▸ **EXERCISE**
Transcribe the stretch of entries below from the line with "What React, TypeScript" through the line with "string; sc?: string;", exactly and with both ends included; leave out all other lines.

▸ **MATERIAL FOR THIS TASK**
_____

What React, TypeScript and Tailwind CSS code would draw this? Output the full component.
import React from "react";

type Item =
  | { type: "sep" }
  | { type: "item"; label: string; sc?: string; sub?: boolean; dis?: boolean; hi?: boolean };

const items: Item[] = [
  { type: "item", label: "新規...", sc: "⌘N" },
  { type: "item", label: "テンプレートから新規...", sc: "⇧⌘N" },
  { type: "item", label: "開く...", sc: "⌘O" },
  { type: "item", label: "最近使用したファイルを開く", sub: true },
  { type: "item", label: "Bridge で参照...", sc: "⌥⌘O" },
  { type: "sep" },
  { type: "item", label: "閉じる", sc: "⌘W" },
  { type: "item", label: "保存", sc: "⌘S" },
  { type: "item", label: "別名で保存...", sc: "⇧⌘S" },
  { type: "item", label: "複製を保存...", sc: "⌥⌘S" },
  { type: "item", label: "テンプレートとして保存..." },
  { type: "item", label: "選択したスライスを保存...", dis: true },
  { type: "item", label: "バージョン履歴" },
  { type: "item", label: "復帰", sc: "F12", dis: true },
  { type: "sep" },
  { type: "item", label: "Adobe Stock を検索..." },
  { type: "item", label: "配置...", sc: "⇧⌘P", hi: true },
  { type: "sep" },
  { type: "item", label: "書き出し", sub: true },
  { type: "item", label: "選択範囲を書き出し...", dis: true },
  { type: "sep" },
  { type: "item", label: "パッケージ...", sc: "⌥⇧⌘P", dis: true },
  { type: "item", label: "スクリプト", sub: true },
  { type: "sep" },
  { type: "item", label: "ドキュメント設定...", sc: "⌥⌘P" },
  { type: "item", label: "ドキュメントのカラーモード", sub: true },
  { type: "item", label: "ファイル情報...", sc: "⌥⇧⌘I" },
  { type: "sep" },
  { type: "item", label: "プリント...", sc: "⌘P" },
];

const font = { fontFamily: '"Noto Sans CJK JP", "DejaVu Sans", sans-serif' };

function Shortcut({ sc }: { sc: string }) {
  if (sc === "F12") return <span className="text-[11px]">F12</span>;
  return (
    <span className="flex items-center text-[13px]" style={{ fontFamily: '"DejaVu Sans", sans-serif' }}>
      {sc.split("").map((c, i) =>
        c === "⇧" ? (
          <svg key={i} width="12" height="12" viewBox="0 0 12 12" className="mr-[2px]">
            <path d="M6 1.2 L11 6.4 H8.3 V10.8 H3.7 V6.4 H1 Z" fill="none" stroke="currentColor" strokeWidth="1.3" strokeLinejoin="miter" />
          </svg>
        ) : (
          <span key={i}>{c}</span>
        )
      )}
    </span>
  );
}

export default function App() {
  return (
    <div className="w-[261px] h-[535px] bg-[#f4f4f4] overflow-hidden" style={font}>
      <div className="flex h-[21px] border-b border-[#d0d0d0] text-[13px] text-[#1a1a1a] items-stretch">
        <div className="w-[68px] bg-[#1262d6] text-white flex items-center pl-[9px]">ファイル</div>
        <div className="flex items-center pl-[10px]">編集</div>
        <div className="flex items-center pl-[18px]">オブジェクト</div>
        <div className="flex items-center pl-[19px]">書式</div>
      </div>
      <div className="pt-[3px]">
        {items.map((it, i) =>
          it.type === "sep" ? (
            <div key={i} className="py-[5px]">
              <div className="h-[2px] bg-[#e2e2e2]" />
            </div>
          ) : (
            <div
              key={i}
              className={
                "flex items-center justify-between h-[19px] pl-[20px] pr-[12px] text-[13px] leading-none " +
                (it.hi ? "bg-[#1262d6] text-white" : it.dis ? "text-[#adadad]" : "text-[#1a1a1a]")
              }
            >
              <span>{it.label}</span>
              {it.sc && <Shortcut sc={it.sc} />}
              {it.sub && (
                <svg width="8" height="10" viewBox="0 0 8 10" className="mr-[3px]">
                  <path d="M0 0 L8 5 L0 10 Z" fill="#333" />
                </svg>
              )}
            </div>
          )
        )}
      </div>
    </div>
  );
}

_____

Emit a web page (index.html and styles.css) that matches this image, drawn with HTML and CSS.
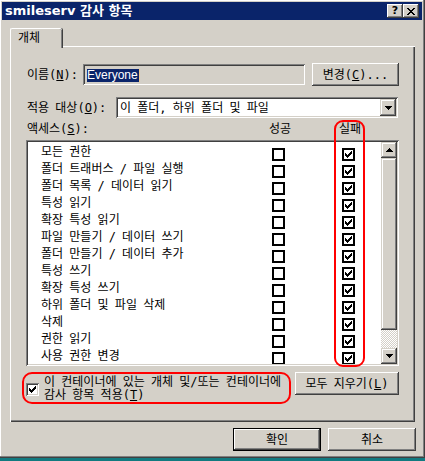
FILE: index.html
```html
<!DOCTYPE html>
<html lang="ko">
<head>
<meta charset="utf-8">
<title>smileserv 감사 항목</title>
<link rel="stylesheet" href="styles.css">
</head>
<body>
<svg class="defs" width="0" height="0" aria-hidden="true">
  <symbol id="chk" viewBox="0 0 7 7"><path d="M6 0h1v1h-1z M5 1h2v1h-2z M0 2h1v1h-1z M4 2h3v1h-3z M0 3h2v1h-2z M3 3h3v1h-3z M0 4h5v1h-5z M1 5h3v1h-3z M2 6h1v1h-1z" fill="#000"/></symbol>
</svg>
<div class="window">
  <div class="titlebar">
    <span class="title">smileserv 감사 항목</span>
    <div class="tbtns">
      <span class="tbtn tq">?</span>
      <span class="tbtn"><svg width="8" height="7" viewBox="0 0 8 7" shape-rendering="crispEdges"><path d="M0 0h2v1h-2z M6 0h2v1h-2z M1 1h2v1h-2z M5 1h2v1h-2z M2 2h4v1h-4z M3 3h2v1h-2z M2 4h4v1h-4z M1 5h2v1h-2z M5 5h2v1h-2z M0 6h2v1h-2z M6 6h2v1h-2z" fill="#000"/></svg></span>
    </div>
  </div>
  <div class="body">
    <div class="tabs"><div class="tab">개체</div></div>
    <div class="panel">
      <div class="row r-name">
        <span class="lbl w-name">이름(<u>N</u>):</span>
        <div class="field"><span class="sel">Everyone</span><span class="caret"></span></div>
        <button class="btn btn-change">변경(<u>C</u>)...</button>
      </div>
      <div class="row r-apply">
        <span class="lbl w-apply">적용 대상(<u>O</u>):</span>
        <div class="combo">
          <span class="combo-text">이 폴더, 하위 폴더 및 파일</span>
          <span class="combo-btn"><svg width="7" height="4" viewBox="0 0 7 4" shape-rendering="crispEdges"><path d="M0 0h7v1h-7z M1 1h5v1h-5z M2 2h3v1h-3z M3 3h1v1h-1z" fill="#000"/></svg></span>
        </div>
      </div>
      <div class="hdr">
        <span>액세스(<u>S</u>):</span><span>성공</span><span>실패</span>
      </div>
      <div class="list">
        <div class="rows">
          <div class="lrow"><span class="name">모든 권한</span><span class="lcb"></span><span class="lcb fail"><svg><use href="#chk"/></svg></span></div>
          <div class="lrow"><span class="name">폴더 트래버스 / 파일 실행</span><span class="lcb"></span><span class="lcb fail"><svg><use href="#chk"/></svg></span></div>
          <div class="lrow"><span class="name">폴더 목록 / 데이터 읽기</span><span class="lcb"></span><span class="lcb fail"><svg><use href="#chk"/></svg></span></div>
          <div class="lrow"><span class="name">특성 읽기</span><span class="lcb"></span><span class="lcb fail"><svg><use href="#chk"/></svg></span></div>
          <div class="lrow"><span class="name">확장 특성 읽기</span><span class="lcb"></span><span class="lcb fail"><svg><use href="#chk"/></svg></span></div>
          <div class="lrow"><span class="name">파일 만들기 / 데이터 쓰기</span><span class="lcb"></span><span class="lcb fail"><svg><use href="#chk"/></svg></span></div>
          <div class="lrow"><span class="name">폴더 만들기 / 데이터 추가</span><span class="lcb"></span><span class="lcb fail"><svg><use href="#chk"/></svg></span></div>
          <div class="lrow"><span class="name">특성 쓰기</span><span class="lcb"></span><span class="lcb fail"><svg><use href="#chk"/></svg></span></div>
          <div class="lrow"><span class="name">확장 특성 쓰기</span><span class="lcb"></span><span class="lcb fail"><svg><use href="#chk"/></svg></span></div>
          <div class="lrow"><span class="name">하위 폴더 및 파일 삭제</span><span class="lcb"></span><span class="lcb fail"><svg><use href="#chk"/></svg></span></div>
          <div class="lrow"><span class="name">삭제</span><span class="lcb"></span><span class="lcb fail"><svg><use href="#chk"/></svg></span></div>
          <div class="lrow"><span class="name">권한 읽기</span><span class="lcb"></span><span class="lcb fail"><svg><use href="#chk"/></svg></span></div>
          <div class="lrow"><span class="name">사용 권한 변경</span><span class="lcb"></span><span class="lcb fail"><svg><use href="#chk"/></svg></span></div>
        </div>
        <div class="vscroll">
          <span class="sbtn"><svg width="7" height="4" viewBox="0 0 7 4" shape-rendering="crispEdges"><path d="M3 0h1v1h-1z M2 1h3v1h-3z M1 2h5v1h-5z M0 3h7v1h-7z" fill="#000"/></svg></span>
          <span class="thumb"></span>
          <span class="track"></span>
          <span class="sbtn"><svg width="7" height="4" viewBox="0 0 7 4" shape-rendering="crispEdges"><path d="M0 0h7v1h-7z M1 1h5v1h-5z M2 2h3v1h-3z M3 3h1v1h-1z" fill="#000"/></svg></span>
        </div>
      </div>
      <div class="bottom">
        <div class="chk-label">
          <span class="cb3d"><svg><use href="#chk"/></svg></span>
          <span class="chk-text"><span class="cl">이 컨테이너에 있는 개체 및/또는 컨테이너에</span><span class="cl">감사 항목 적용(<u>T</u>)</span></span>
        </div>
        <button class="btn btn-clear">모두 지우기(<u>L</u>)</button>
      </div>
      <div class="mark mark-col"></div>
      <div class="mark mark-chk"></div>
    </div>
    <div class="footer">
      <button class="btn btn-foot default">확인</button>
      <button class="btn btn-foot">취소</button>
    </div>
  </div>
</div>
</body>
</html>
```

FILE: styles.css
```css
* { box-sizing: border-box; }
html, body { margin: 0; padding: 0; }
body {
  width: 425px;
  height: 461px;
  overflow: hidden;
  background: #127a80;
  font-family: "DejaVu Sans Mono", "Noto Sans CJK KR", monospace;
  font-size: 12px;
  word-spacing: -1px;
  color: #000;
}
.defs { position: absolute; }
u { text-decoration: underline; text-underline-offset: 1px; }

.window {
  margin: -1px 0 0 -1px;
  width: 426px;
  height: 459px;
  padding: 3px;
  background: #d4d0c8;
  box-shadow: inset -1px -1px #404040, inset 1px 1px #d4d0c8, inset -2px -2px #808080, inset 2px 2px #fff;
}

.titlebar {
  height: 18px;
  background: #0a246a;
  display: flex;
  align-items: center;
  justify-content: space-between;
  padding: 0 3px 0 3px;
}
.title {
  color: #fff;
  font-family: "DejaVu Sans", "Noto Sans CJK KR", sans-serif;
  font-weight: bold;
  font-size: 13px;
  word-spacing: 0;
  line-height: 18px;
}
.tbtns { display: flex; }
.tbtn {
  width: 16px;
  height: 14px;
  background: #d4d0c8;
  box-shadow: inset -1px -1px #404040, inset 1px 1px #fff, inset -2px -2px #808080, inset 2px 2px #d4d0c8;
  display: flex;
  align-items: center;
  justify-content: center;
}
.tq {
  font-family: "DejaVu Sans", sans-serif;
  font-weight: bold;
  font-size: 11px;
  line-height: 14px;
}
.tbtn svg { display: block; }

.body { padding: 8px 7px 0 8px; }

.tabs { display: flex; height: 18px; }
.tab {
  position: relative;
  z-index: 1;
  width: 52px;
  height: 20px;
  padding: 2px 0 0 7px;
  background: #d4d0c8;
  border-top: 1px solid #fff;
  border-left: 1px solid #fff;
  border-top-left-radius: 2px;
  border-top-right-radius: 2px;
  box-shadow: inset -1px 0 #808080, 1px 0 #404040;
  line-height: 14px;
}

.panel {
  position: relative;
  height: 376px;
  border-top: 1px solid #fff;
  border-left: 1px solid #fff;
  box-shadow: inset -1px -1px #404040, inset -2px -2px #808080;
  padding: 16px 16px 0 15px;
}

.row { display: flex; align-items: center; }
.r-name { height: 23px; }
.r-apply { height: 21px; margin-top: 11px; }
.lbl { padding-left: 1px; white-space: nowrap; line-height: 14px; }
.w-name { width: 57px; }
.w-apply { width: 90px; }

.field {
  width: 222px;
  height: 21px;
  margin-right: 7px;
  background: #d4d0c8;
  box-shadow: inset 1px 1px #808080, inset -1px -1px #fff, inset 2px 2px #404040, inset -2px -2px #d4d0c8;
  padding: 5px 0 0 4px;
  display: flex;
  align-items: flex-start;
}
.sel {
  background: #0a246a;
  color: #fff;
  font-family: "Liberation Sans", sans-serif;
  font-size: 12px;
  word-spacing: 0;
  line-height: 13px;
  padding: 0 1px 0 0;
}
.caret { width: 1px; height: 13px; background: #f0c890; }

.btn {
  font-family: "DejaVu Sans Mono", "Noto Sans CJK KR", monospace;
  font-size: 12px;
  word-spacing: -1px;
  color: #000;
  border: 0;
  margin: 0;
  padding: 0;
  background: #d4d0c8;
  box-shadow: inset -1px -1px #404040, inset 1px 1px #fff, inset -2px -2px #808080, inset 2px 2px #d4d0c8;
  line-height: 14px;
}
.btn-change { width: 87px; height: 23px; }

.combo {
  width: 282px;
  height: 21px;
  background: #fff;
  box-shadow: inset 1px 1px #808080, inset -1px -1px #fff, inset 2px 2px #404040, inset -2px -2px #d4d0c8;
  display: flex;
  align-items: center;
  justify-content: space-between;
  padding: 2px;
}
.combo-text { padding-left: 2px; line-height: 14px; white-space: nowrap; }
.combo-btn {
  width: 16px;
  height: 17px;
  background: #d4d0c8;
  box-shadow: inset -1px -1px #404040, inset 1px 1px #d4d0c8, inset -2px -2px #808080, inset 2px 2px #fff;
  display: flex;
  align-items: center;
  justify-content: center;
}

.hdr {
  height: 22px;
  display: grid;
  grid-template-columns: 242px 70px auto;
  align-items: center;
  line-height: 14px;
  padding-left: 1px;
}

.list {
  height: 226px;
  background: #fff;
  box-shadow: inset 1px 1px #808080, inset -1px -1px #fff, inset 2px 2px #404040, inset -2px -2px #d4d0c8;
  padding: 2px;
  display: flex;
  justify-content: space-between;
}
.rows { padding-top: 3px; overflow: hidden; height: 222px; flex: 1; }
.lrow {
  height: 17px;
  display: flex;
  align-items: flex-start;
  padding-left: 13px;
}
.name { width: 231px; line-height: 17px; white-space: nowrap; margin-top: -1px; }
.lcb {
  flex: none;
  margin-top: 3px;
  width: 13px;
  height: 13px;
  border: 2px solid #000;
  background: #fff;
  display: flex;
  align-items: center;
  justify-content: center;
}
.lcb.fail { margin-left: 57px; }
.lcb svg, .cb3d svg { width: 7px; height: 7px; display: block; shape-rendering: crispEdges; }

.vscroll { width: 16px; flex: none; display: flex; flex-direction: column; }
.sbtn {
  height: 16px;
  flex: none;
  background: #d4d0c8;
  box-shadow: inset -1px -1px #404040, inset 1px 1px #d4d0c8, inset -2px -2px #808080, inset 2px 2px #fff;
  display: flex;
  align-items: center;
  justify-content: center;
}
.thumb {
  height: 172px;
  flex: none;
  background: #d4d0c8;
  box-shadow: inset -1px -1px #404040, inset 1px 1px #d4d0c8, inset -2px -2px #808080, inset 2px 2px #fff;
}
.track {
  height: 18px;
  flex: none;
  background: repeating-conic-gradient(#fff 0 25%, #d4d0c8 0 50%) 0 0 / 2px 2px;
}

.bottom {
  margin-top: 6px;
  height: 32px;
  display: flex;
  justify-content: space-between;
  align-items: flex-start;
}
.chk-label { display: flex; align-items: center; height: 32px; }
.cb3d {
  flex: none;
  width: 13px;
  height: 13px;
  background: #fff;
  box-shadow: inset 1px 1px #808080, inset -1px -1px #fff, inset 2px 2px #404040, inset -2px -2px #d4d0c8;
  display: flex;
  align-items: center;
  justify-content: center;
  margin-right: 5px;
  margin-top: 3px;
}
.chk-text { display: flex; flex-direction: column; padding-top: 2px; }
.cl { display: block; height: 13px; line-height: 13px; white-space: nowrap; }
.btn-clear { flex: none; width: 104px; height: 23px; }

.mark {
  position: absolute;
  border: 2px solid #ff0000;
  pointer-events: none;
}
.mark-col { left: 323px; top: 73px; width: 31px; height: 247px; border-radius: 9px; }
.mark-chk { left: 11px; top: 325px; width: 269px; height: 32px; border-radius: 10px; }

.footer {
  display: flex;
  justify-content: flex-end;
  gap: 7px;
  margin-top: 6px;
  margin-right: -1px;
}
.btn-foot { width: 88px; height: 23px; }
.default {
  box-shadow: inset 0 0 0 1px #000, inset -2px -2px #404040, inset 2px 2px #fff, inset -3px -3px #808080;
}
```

_____

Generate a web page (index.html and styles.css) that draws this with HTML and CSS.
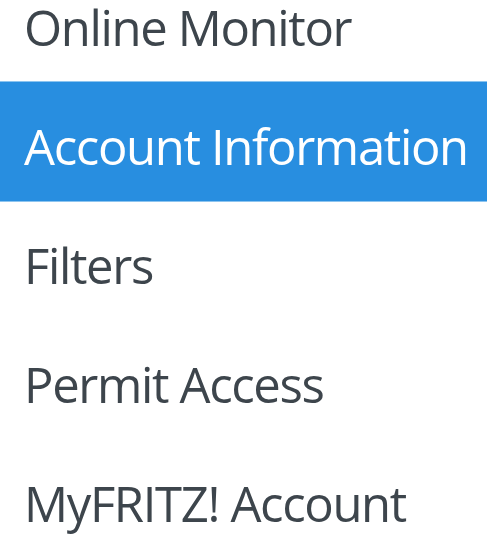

_____

▸ **EXERCISE SOLUTION**
What React, TypeScript and Tailwind CSS code would draw this? Output the full component.
import React from "react";

type Item =
  | { type: "sep" }
  | { type: "item"; label: string; sc?: string; sub?: boolean; dis?: boolean; hi?: boolean };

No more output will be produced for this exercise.